Abstract

In September 1992 British TV’s Channel 4 premiered its first live Football Italia – a weekly magazine and live match show that would broadcast Italy’s Serie A matches. Just one month before, in the UK, The Premiership, was born. At that point, we were in between Liverpool FC and Manchester United FC’s dynasties in the UK, but in Italy AC Milan, headed by President Silvio Berlusconi, were reigning supreme. AC Milan were really good and Italian football was capturing our imagination.

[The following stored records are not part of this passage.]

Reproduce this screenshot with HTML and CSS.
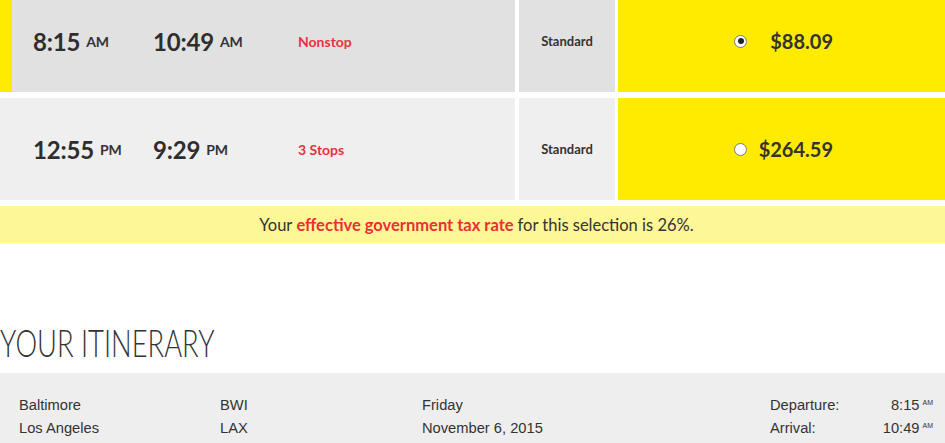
FILE: index.html
```html
<!DOCTYPE html>
<html lang="en">
<head>
<meta charset="utf-8">
<title>Select flight</title>
<link rel="stylesheet" href="styles.css">
</head>
<body>
<div class="flights">
  <div class="flight flight--selected">
    <div class="flight__main">
      <div class="time time--depart"><span class="time__clock">8:15</span><span class="time__ampm">AM</span></div>
      <div class="time time--arrive"><span class="time__clock">10:49</span><span class="time__ampm">AM</span></div>
      <div class="stops">Nonstop</div>
    </div>
    <div class="flight__fare">Standard</div>
    <div class="flight__price">
      <label class="price">
        <span class="radio radio--checked"></span>
        <span class="price__amount">$88.09</span>
      </label>
    </div>
  </div>
  <div class="flight">
    <div class="flight__main">
      <div class="time time--depart"><span class="time__clock">12:55</span><span class="time__ampm">PM</span></div>
      <div class="time time--arrive"><span class="time__clock">9:29</span><span class="time__ampm">PM</span></div>
      <div class="stops">3 Stops</div>
    </div>
    <div class="flight__fare">Standard</div>
    <div class="flight__price">
      <label class="price">
        <span class="radio"></span>
        <span class="price__amount">$264.59</span>
      </label>
    </div>
  </div>
</div>

<div class="taxbar">Your <strong>effective government tax rate</strong> for this selection is 26%.</div>

<h2 class="heading">YOUR ITINERARY</h2>

<div class="itinerary">
  <div class="itinerary__col">
    <div>Baltimore</div>
    <div>Los Angeles</div>
  </div>
  <div class="itinerary__col">
    <div>BWI</div>
    <div>LAX</div>
  </div>
  <div class="itinerary__col">
    <div>Friday</div>
    <div>November 6, 2015</div>
  </div>
  <div class="itinerary__col">
    <div class="itinerary__time"><span>Departure:</span><span>8:15<sup>AM</sup></span></div>
    <div class="itinerary__time"><span>Arrival:</span><span>10:49<sup>AM</sup></span></div>
  </div>
</div>
</body>
</html>
```

FILE: styles.css
```css
html, body {
  margin: 0;
  padding: 0;
  background: #fff;
  overflow: hidden;
}

body {
  font-family: "Lato", "Open Sans", sans-serif;
  color: #333;
}

/* flight list */
.flights {
  display: flex;
  flex-direction: column;
  gap: 6px;
  margin-top: -10px;
}

.flight {
  display: flex;
  height: 102px;
}

.flight__main {
  width: 515px;
  display: flex;
  align-items: center;
  padding-left: 33px;
  box-sizing: border-box;
  background: #efefef;
}

.flight__fare {
  width: 96px;
  margin-left: 4px;
  display: flex;
  align-items: center;
  justify-content: center;
  background: #efefef;
  font-size: 13px;
  font-weight: 700;
  color: #333;
}

.flight__price {
  flex: 1;
  margin-left: 3px;
  display: flex;
  align-items: center;
  justify-content: center;
  padding-left: 4px;
  background: #ffeb00;
}

.flight--selected .flight__main,
.flight--selected .flight__fare {
  background: #e1e1e1;
}

.flight--selected .flight__main {
  box-shadow: inset 12px 0 0 #ffeb00;
}

.time {
  display: flex;
  align-items: center;
}

.time--depart { width: 120px; }
.time--arrive { width: 145px; }

.time__clock {
  font-size: 24px;
  font-weight: 700;
  color: #2e2e2e;
  letter-spacing: -0.2px;
}

.time__ampm {
  margin-left: 6px;
  font-size: 14px;
  font-weight: 700;
  color: #333;
}

.stops {
  font-size: 14px;
  font-weight: 700;
  color: #e8313f;
}

.price {
  width: 99px;
  display: flex;
  align-items: center;
  justify-content: space-between;
}

.radio {
  width: 11px;
  height: 11px;
  border: 1px solid #7a7a7a;
  border-radius: 50%;
  background: #fff;
  display: flex;
  align-items: center;
  justify-content: center;
}

.radio--checked::after {
  content: "";
  width: 6px;
  height: 6px;
  border-radius: 50%;
  background: #222;
}

.price__amount {
  font-size: 20px;
  font-weight: 700;
  color: #333;
}

/* tax notice */
.taxbar {
  margin-top: 6px;
  height: 37px;
  display: flex;
  align-items: center;
  justify-content: center;
  padding-left: 8px;
  background: #fdf796;
  font-size: 16.5px;
  color: #333;
}

.taxbar strong {
  font-weight: 700;
  color: #ea2f36;
  margin: 0 4px;
}

/* itinerary */
.heading {
  margin: 80px 0 12px;
  font-size: 38px;
  line-height: 38px;
  font-weight: 300;
  color: #333;
  white-space: nowrap;
  transform: scaleX(0.72);
  transform-origin: left center;
}

.itinerary {
  display: grid;
  grid-template-columns: 201px 202px 1fr 163px;
  padding: 21px 12px 20px 19px;
  background: #eeeeee;
  font-family: "Liberation Sans", Arial, sans-serif;
  font-size: 14.7px;
  line-height: 23px;
  color: #333;
}

.itinerary__time {
  display: flex;
  justify-content: space-between;
}

.itinerary__time sup {
  font-size: 7px;
  margin-left: 3px;
  vertical-align: 5px;
  line-height: 0;
}
```
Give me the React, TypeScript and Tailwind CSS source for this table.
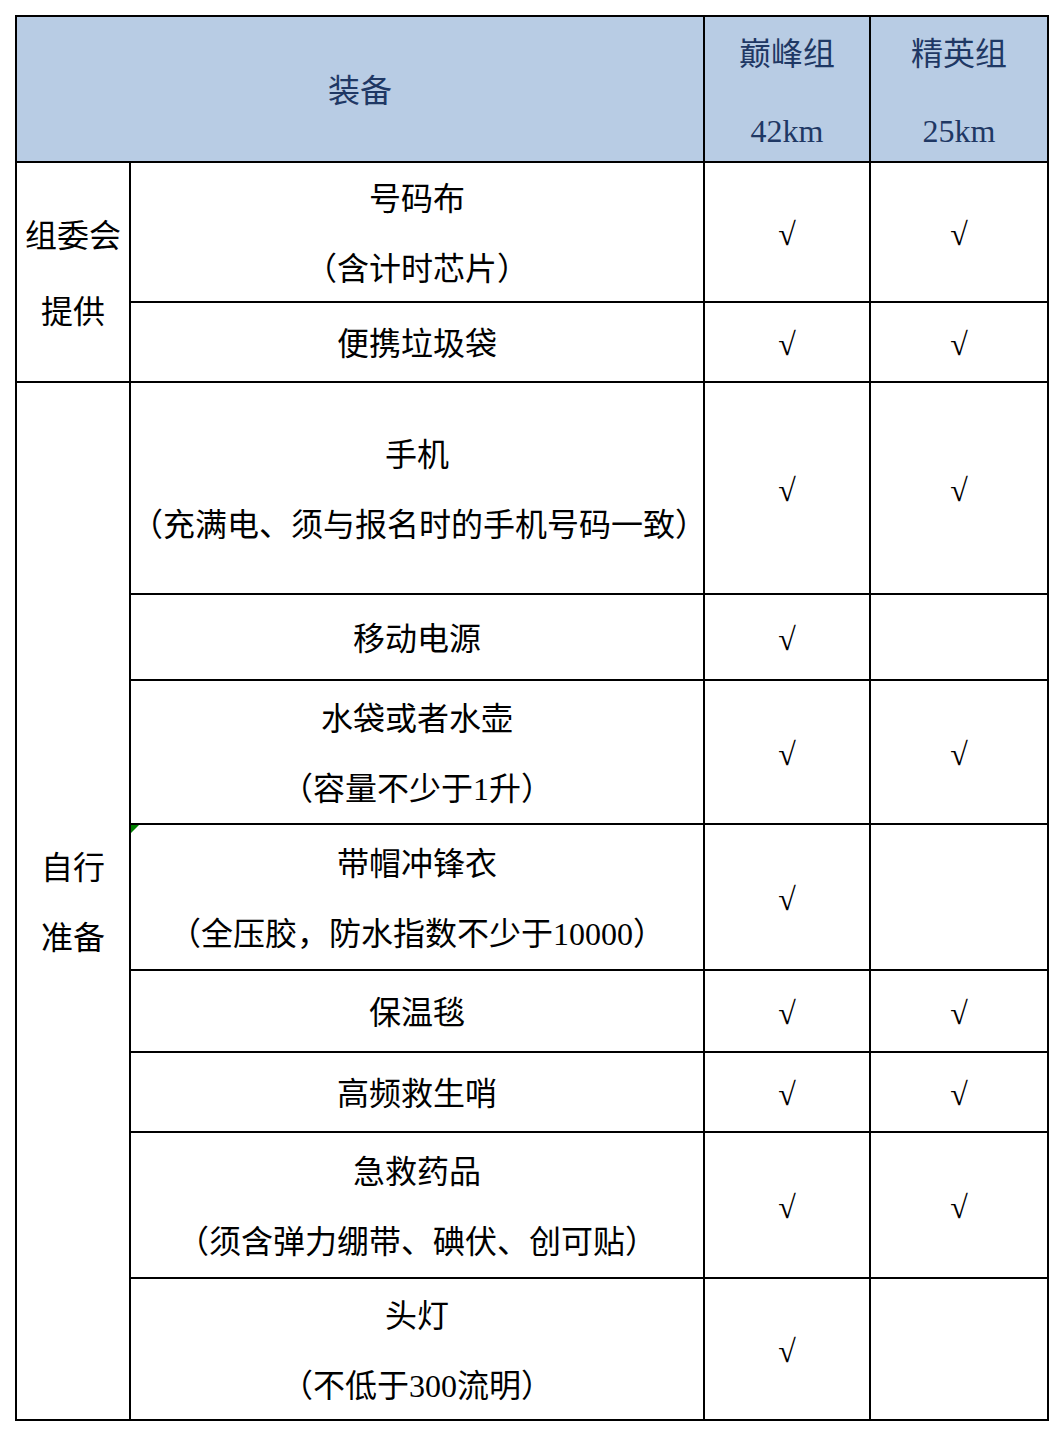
import React from 'react';

type Row = {
  item: string[];
  peak: boolean;
  elite: boolean;
  h: string;
  mark?: boolean;
};

const orgRows: Row[] = [
  { item: ['号码布', '（含计时芯片）'], peak: true, elite: true, h: 'h-[140px]' },
  { item: ['便携垃圾袋'], peak: true, elite: true, h: 'h-[80px]' },
];

const selfRows: Row[] = [
  { item: ['手机', '（充满电、须与报名时的手机号码一致）'], peak: true, elite: true, h: 'h-[212px]' },
  { item: ['移动电源'], peak: true, elite: false, h: 'h-[86px]' },
  { item: ['水袋或者水壶', '（容量不少于1升）'], peak: true, elite: true, h: 'h-[144px]' },
  { item: ['带帽冲锋衣', '（全压胶，防水指数不少于10000）'], peak: true, elite: false, h: 'h-[146px]', mark: true },
  { item: ['保温毯'], peak: true, elite: true, h: 'h-[82px]' },
  { item: ['高频救生哨'], peak: true, elite: true, h: 'h-[80px]' },
  { item: ['急救药品', '（须含弹力绷带、碘伏、创可贴）'], peak: true, elite: true, h: 'h-[146px]' },
  { item: ['头灯', '（不低于300流明）'], peak: true, elite: false, h: 'h-[142px]' },
];

const cell = 'border-2 border-black text-center align-middle p-0';

function Check({ on }: { on: boolean }) {
  return <td className={`${cell} pt-[3px]`}>{on && <span className="leading-none">√</span>}</td>;
}

function ItemRows({ rows, label }: { rows: Row[]; label: React.ReactNode }) {
  return (
    <>
      {rows.map((r, i) => (
        <tr key={r.item[0]} className={r.h}>
          {i === 0 && (
            <td rowSpan={rows.length} className={`${cell} pt-[4px]`}>
              {label}
            </td>
          )}
          <td className={`${cell} relative pt-[3px]`}>
            {r.mark && (
              <span className="absolute left-0 top-0 h-0 w-0 border-t-[8px] border-r-[8px] border-t-[#008000] border-r-transparent" />
            )}
            {r.item.map((t, j) => (
              <div key={t} className={j === 0 ? 'leading-[62px]' : 'mt-[8px] leading-[62px]'}>
                {t}
              </div>
            ))}
          </td>
          <Check on={r.peak} />
          <Check on={r.elite} />
        </tr>
      ))}
    </>
  );
}

function GroupHead({ name, dist }: { name: string; dist: string }) {
  return (
    <th className={`${cell} pt-[7px] font-normal`}>
      <div className="leading-[60px]">{name}</div>
      <div className="mt-[17px] leading-[60px]">{dist}</div>
    </th>
  );
}

export default function App() {
  return (
    <div
      className="min-h-screen bg-white pl-[15px] pt-[15px] text-[32px] text-black"
      style={{ fontFamily: '"Liberation Serif", "Noto Sans CJK SC", serif' }}
    >
      <table className="w-[1034px] table-fixed border-collapse">
        <colgroup>
          <col className="w-[114px]" />
          <col className="w-[574px]" />
          <col className="w-[166px]" />
          <col className="w-[178px]" />
        </colgroup>
        <thead>
          <tr className="h-[146px] bg-[#b8cce4] text-[#1f3864]">
            <th colSpan={2} className={`${cell} pt-[4px] font-normal`}>
              装备
            </th>
            <GroupHead name="巅峰组" dist="42km" />
            <GroupHead name="精英组" dist="25km" />
          </tr>
        </thead>
        <tbody>
          <ItemRows
            rows={orgRows}
            label={
              <>
                <div className="leading-[66px]">组委会</div>
                <div className="mt-[10px] leading-[66px]">提供</div>
              </>
            }
          />
          <ItemRows
            rows={selfRows}
            label={
              <>
                <div className="leading-[62px]">自行</div>
                <div className="mt-[8px] leading-[62px]">准备</div>
              </>
            }
          />
        </tbody>
      </table>
    </div>
  );
}
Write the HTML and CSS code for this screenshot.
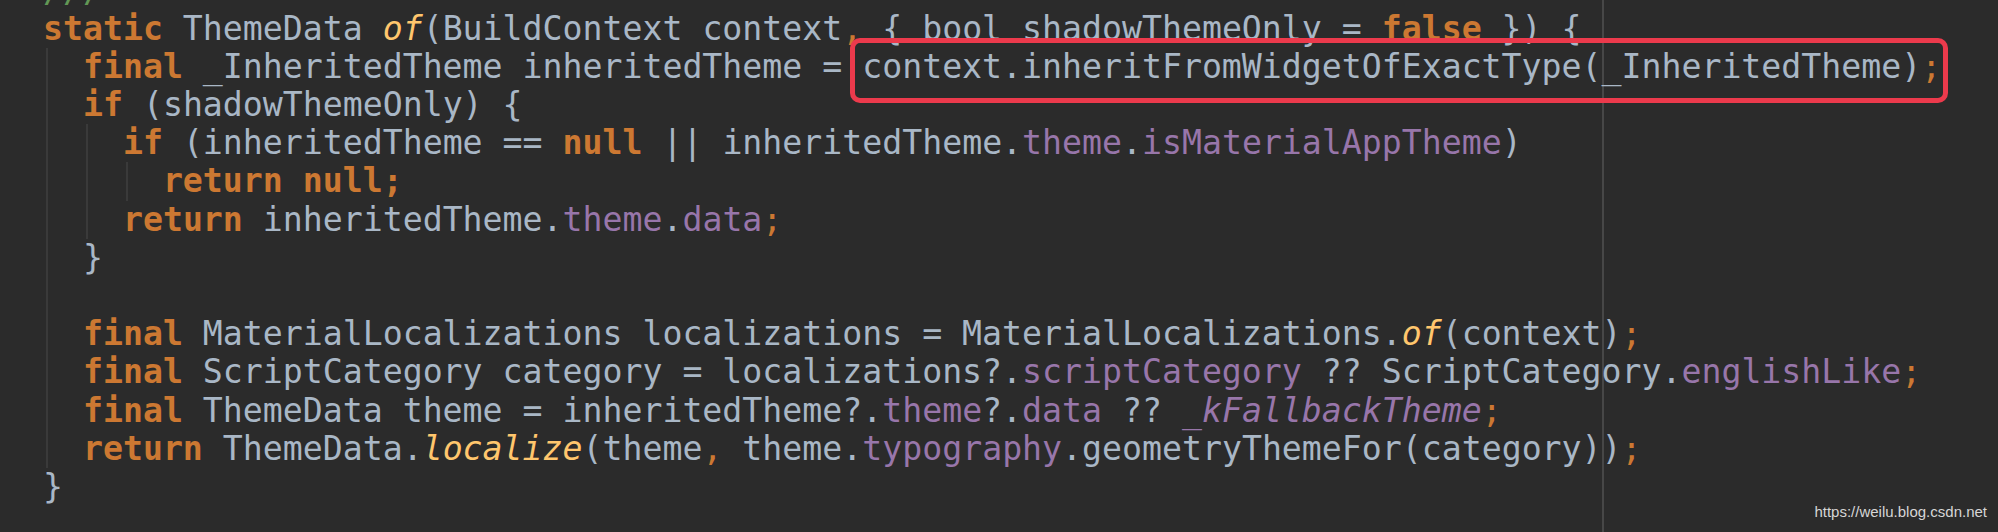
FILE: index.html
```html
<!DOCTYPE html>
<html>
<head>
<meta charset="utf-8">
<link rel="stylesheet" href="styles.css">
</head>
<body>
<div class="editor">
  <div class="code">
    <div class="line"><span class="doc">///</span></div>
    <div class="line"><span class="kw">static</span> ThemeData <span class="fn">of</span>(BuildContext context<span class="pn">,</span> { bool shadowThemeOnly = <span class="kw">false</span> }) {</div>
    <div class="block g0">
      <div class="line">  <span class="kw">final</span> _InheritedTheme inheritedTheme = <span class="mark">context.inheritFromWidgetOfExactType(_InheritedTheme)<span class="pn">;</span></span></div>
      <div class="line">  <span class="kw">if</span> (shadowThemeOnly) {</div>
      <div class="block g1">
        <div class="line">    <span class="kw">if</span> (inheritedTheme == <span class="kw">null</span> || inheritedTheme.<span class="fd">theme</span>.<span class="fd">isMaterialAppTheme</span>)</div>
        <div class="block g2">
          <div class="line">      <span class="kw">return null;</span></div>
        </div>
        <div class="line">    <span class="kw">return</span> inheritedTheme.<span class="fd">theme</span>.<span class="fd">data</span><span class="pn">;</span></div>
      </div>
      <div class="line">  }</div>
      <div class="line"> </div>
      <div class="line">  <span class="kw">final</span> MaterialLocalizations localizations = MaterialLocalizations.<span class="fn">of</span>(context)<span class="pn">;</span></div>
      <div class="line">  <span class="kw">final</span> ScriptCategory category = localizations?.<span class="fd">scriptCategory</span> ?? ScriptCategory.<span class="fd">englishLike</span><span class="pn">;</span></div>
      <div class="line">  <span class="kw">final</span> ThemeData theme = inheritedTheme?.<span class="fd">theme</span>?.<span class="fd">data</span> ?? <span class="sf">_kFallbackTheme</span><span class="pn">;</span></div>
      <div class="line">  <span class="kw">return</span> ThemeData.<span class="fn">localize</span>(theme<span class="pn">,</span> theme.<span class="fd">typography</span>.geometryThemeFor(category))<span class="pn">;</span></div>
    </div>
    <div class="line">}</div>
  </div>
  <div class="watermark">https://weilu.blog.csdn.net</div>
</div>
</body>
</html>
```

FILE: styles.css
```css
html, body {
  margin: 0;
  padding: 0;
  background: #2b2b2b;
}

.editor {
  position: relative;
  width: 1998px;
  height: 532px;
  overflow: hidden;
  background:
    linear-gradient(#474747, #474747) 1602px 0 / 2px 100% no-repeat,
    #2b2b2b;
}

.code {
  margin-top: -28.5px;
  padding-left: 43px;
  font-family: "DejaVu Sans Mono", "Liberation Mono", monospace;
  font-size: 33.2px;
  line-height: 38.2px;
  color: #a9b7c6;
}

.line {
  height: 38.2px;
  white-space: pre;
}

.block {
  background-repeat: no-repeat;
  background-size: 2px 100%;
  background-image: linear-gradient(#3a3a3a, #3a3a3a);
}

.g0 { background-position: 3px 0; }
.g1 { background-position: 43px 0; }
.g2 { background-position: 83px 0; }

.kw {
  color: #cc7832;
  font-weight: bold;
}

.pn {
  color: #cc7832;
}

.fn {
  color: #ffc66d;
  font-style: italic;
}

.fd {
  color: #9876aa;
}

.sf {
  color: #9876aa;
  font-style: italic;
}

.doc {
  color: #629755;
}

.mark {
  position: relative;
}

.mark::after {
  content: "";
  position: absolute;
  left: -12px;
  right: -7px;
  top: -9px;
  bottom: -17px;
  border: 5px solid #ec3a4c;
  border-radius: 10px;
  pointer-events: none;
}

.watermark {
  position: absolute;
  right: 11px;
  top: 503px;
  font-family: "Liberation Sans", Arial, sans-serif;
  font-size: 15px;
  line-height: 17px;
  color: #d6d6d6;
}
```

As a 12-year-old boy at the time, I wondered if I should even adopt an Italian team. In the end, I decided not to but a friend at my school in Wigan, John, certainly did. His team were Parma. A year before his team had been Liverpool. These days I see him and greet him with a nod and a smile at Wigan Athletic matches. Life, in many ways, has changed. Around the time of Channel 4’s Football Italia launch, Rogan Taylor had observed ‘[e]ven our biggest football clubs are financial equivalents of corner shops when compared to the giants in Italy and Spain’ (1992: 193). This year Deloitte’s global football finance reports show that teams from the English leagues account for 17 out of the top 30 revenue-generating clubs in world football. In comparison, Italy trails a distant second with five clubs. Football in Italy – and Italy’s place in football’s global order – has, in many ways, changed.
In his book, also called Football Italia, Mark Doidge produces a tour de force that explains the rise and fall of Italian football, sometimes set against other leagues such as those in England. C. Wright Mills (1959) saw the ‘sociological imagination’ as the awareness between the relationships of personal experience and the wider society, or biography and history. In Football Italia Doidge gives the sociological flesh to understand John’s (and my own) experiences in tandem with the changes in football finance across the 25-year period.
Organised into nine main chapters, the book successfully charts the histories (in the recent and longer-term senses) and present of football in Italy, addressing themes such as the design, development and condition of stadiums, the policing of supporters and the ‘meanings’ of fandom. On this latter point, I particularly enjoyed Doidge’s chapter on ‘Ultras’ – a category of fans that are often mistaken in the media to be right-wing ‘hooligans’ (accepting the problematic nature of this label) – which explores their solidarities, codes of behaviour and connections to the football clubs they support. This is not to say that no Ultras are right wing and/or ‘hooligans’ and Doidge captures the complexities of the terrain across the chapter. The chapter on Ultras is followed by one which is headed ‘Other Forms of Fandom’ and, if I were to be critical of this book, the collection of material on official supporters’ clubs and supporters’ trusts (although valuable in the analysis fandom unto themselves) still only covers highly ‘committed’ types of fans. On this point, I would have been fascinated to learn more about fans of Italian football clubs who consume matches predominately through other modes (TV, radio, newspapers, internet/social media etc.). Indeed, as Doidge notes, there is a sizable segment of fans of large clubs in Italy who do not attend matches that they deem to be of lower significance. It struck me that a deep understanding of these fans would be a really important avenue in the sociology of cultural consumption.
Overall, Football Italia makes a strong contribution to literature on the sociology of sport, unpacking professional football in Italy in a way that is hugely commendable. However, Doidge’s sociological contribution extends beyond sport: his critical analysis of collusions between the police and government (see his discussion of the Pisanu Laws on pages 110–121, for instance) alongside the policing of football fans offers much to critical criminologists, his discussions around neo-patrimonial networks in the political economy of football make contributions to qualitative social-network analysis and across the book he makes multiple contributions to understandings of post-racial racism. Above all else, though, Doidge’s monograph is a book about the practices, quirks and cultures of both ‘high power’ and ‘everyday’ life – including football – in Italy, and it is under this banner his research is most clearly understood and will be appreciated.